▸ Instruction
Every line of the material is to be quoted verbatim, minus the pictures.

▸ Information shown
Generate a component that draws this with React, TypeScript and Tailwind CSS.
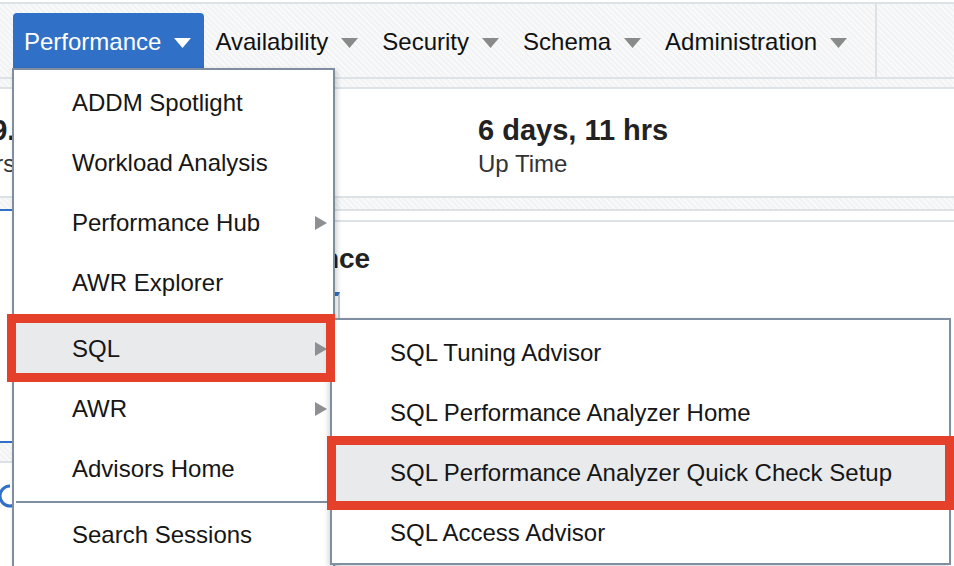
import React from "react";

const stripes =
  "bg-[repeating-linear-gradient(45deg,#f2f3f4_0px,#f2f3f4_2px,#f9f9fa_2px,#f9f9fa_4px)]";

const navItems = ["Performance", "Availability", "Security", "Schema", "Administration"];

const DownTriangle = (props: { color: string }) => (
  <svg width="17" height="10" viewBox="0 0 17 10" className="mt-[2px]">
    <polygon points="0,0 17,0 8.5,10" fill={props.color} />
  </svg>
);

const RightTriangle = () => (
  <svg width="12" height="14" viewBox="0 0 12 14">
    <polygon points="0,0 12,7 0,14" fill="#8d8f92" />
  </svg>
);

const MenuItem = (props: { label: string; sub?: boolean; active?: boolean }) => (
  <div
    className={
      "h-[60px] flex items-center justify-between pl-[58px] pr-[6px] text-[24px] leading-[28px] text-[#161616] " +
      (props.active ? "bg-[#e9eaec]" : "")
    }
  >
    <span>{props.label}</span>
    {props.sub && <RightTriangle />}
  </div>
);

const Separator = () => (
  <div className="h-[6px] flex items-center px-[2px]">
    <div className="h-[2px] w-full bg-[#7f8ea0]"></div>
  </div>
);

export default function App() {
  return (
    <div className="relative w-[954px] h-[566px] overflow-hidden bg-white font-['Liberation_Sans',Arial,sans-serif] text-[#161616]">
      {/* top nav */}
      <div className="pt-[2px]">
        <div className={"flex h-[77px] border-y-2 border-[#dde2e7] " + stripes}>
          <div className="flex items-start w-[877px] border-r-2 border-[#dde2e7] pl-[13px] pt-[9px]">
            {navItems.map((item, i) => (
              <div
                key={item}
                className={
                  "h-[55px] flex items-center gap-[13px] pl-[11px] pr-[13px] pt-[2px] text-[24px] leading-[28px] " +
                  (i === 0 ? "bg-[#3170c7] text-white rounded-t-[4px]" : "text-[#111111]")
                }
              >
                <span>{item}</span>
                <DownTriangle color={i === 0 ? "#ffffff" : "#8a8a8a"} />
              </div>
            ))}
          </div>
          <div className="flex-1"></div>
        </div>
        <div className={"h-[10px] border-b-2 border-[#dde2e7] " + stripes}></div>
      </div>

      {/* stats */}
      <div className="h-[107px] flex pt-[25px] text-[#222222]">
        <div className="-ml-[25px] w-[503px] flex flex-col gap-[3px]">
          <div className="text-[29px] leading-[33px] font-bold">99.98%</div>
          <div className="ml-[3px] text-[24px] leading-[28px] text-[#333333]">Hrs</div>
        </div>
        <div className="flex flex-col gap-[3px]">
          <div className="text-[29px] leading-[33px] font-bold">6 days, 11 hrs</div>
          <div className="text-[24px] leading-[28px] text-[#333333]">Up Time</div>
        </div>
      </div>
      <div className={"h-[13px] border-t-2 border-[#dde2e7] " + stripes}></div>

      {/* lower panels */}
      <div className="flex">
        <div className="w-[185px] border-t-2 border-[#3170c7]">
          <div className="h-[230px]"></div>
          <div className={"h-[22px] border-t-2 border-[#3170c7] border-b-2 border-b-[#dde2e7] " + stripes}></div>
          <div className="pt-[20px] -ml-[3px]">
            <svg width="26" height="26" viewBox="0 0 26 26">
              <path d="M13 3 A10 10 0 1 0 23 13" fill="none" stroke="#3170c7" strokeWidth="3" />
            </svg>
          </div>
        </div>
        <div className="flex-1 border-t-2 border-[#dde2e7] pt-[9px]">
          <div className="border-t-2 border-[#dde2e7] pt-[21px] pl-[14px]">
            <div className="text-[28px] leading-[32px] font-bold text-[#222222]">Performance</div>
            <div className="mt-[17px] w-[141px] h-[40px] border-t-4 border-[#3170c7] border-r-2 border-r-[#c3cad2]"></div>
          </div>
        </div>
      </div>

      {/* Performance dropdown */}
      <div className="absolute left-[12px] top-[68px] w-[323px] h-[520px] bg-white border-2 border-[#7f8ea0] pt-[3px] shadow-[2px_2px_5px_rgba(0,0,0,0.18)]">
        <MenuItem label="ADDM Spotlight" />
        <MenuItem label="Workload Analysis" />
        <MenuItem label="Performance Hub" sub />
        <MenuItem label="AWR Explorer" />
        <Separator />
        <MenuItem label="SQL" sub active />
        <MenuItem label="AWR" sub />
        <MenuItem label="Advisors Home" />
        <Separator />
        <MenuItem label="Search Sessions" />
      </div>

      {/* SQL submenu */}
      <div className="absolute left-[330px] top-[318px] w-[621px] h-[247px] bg-white border-2 border-[#7f8ea0] pt-[3px] shadow-[-2px_2px_5px_rgba(0,0,0,0.15)]">
        <MenuItem label="SQL Tuning Advisor" />
        <MenuItem label="SQL Performance Analyzer Home" />
        <MenuItem label="SQL Performance Analyzer Quick Check Setup" active />
        <MenuItem label="SQL Access Advisor" />
      </div>

      {/* annotation boxes */}
      <div className="absolute left-[7px] top-[314px] w-[328px] h-[68px] border-[9px] border-[#e5412a] pointer-events-none"></div>
      <div className="absolute left-[327px] top-[436px] w-[627px] h-[74px] border-[9px] border-[#e5412a] pointer-events-none"></div>
    </div>
  );
}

▸ Output for this exercise
Generate a component that draws this with React, TypeScript and Tailwind CSS.
import React from "react";

const stripes =
  "bg-[repeating-linear-gradient(45deg,#f2f3f4_0px,#f2f3f4_2px,#f9f9fa_2px,#f9f9fa_4px)]";

const navItems = ["Performance", "Availability", "Security", "Schema", "Administration"];

const DownTriangle = (props: { color: string }) => (
  <svg width="17" height="10" viewBox="0 0 17 10" className="mt-[2px]">
    <polygon points="0,0 17,0 8.5,10" fill={props.color} />
  </svg>
);

const RightTriangle = () => (
  <svg width="12" height="14" viewBox="0 0 12 14">
    <polygon points="0,0 12,7 0,14" fill="#8d8f92" />
  </svg>
);

const MenuItem = (props: { label: string; sub?: boolean; active?: boolean }) => (
  <div
    className={
      "h-[60px] flex items-center justify-between pl-[58px] pr-[6px] text-[24px] leading-[28px] text-[#161616] " +
      (props.active ? "bg-[#e9eaec]" : "")
    }
  >
    <span>{props.label}</span>
    {props.sub && <RightTriangle />}
  </div>
);

const Separator = () => (
  <div className="h-[6px] flex items-center px-[2px]">
    <div className="h-[2px] w-full bg-[#7f8ea0]"></div>
  </div>
);

export default function App() {
  return (
    <div className="relative w-[954px] h-[566px] overflow-hidden bg-white font-['Liberation_Sans',Arial,sans-serif] text-[#161616]">
      {/* top nav */}
      <div className="pt-[2px]">
        <div className={"flex h-[77px] border-y-2 border-[#dde2e7] " + stripes}>
          <div className="flex items-start w-[877px] border-r-2 border-[#dde2e7] pl-[13px] pt-[9px]">
            {navItems.map((item, i) => (
              <div
                key={item}
                className={
                  "h-[55px] flex items-center gap-[13px] pl-[11px] pr-[13px] pt-[2px] text-[24px] leading-[28px] " +
                  (i === 0 ? "bg-[#3170c7] text-white rounded-t-[4px]" : "text-[#111111]")
                }
              >
                <span>{item}</span>
                <DownTriangle color={i === 0 ? "#ffffff" : "#8a8a8a"} />
              </div>
            ))}
          </div>
          <div className="flex-1"></div>
        </div>
        <div className={"h-[10px] border-b-2 border-[#dde2e7] " + stripes}></div>
      </div>

      {/* stats */}
      <div className="h-[107px] flex pt-[25px] text-[#222222]">
        <div className="-ml-[25px] w-[503px] flex flex-col gap-[3px]">
          <div className="text-[29px] leading-[33px] font-bold">99.98%</div>
          <div className="ml-[3px] text-[24px] leading-[28px] text-[#333333]">Hrs</div>
        </div>
        <div className="flex flex-col gap-[3px]">
          <div className="text-[29px] leading-[33px] font-bold">6 days, 11 hrs</div>
          <div className="text-[24px] leading-[28px] text-[#333333]">Up Time</div>
        </div>
      </div>
      <div className={"h-[13px] border-t-2 border-[#dde2e7] " + stripes}></div>

      {/* lower panels */}
      <div className="flex">
        <div className="w-[185px] border-t-2 border-[#3170c7]">
          <div className="h-[230px]"></div>
          <div className={"h-[22px] border-t-2 border-[#3170c7] border-b-2 border-b-[#dde2e7] " + stripes}></div>
          <div className="pt-[20px] -ml-[3px]">
            <svg width="26" height="26" viewBox="0 0 26 26">
              <path d="M13 3 A10 10 0 1 0 23 13" fill="none" stroke="#3170c7" strokeWidth="3" />
            </svg>
          </div>
        </div>
        <div className="flex-1 border-t-2 border-[#dde2e7] pt-[9px]">
          <div className="border-t-2 border-[#dde2e7] pt-[21px] pl-[14px]">
            <div className="text-[28px] leading-[32px] font-bold text-[#222222]">Performance</div>
            <div className="mt-[17px] w-[141px] h-[40px] border-t-4 border-[#3170c7] border-r-2 border-r-[#c3cad2]"></div>
          </div>
        </div>
      </div>

      {/* Performance dropdown */}
      <div className="absolute left-[12px] top-[68px] w-[323px] h-[520px] bg-white border-2 border-[#7f8ea0] pt-[3px] shadow-[2px_2px_5px_rgba(0,0,0,0.18)]">
        <MenuItem label="ADDM Spotlight" />
        <MenuItem label="Workload Analysis" />
        <MenuItem label="Performance Hub" sub />
        <MenuItem label="AWR Explorer" />
        <Separator />
        <MenuItem label="SQL" sub active />
        <MenuItem label="AWR" sub />
        <MenuItem label="Advisors Home" />
        <Separator />
        <MenuItem label="Search Sessions" />
      </div>

      {/* SQL submenu */}
      <div className="absolute left-[330px] top-[318px] w-[621px] h-[247px] bg-white border-2 border-[#7f8ea0] pt-[3px] shadow-[-2px_2px_5px_rgba(0,0,0,0.15)]">
        <MenuItem label="SQL Tuning Advisor" />
        <MenuItem label="SQL Performance Analyzer Home" />
        <MenuItem label="SQL Performance Analyzer Quick Check Setup" active />
        <MenuItem label="SQL Access Advisor" />
      </div>

      {/* annotation boxes */}
      <div className="absolute left-[7px] top-[314px] w-[328px] h-[68px] border-[9px] border-[#e5412a] pointer-events-none"></div>
      <div className="absolute left-[327px] top-[436px] w-[627px] h-[74px] border-[9px] border-[#e5412a] pointer-events-none"></div>
    </div>
  );
}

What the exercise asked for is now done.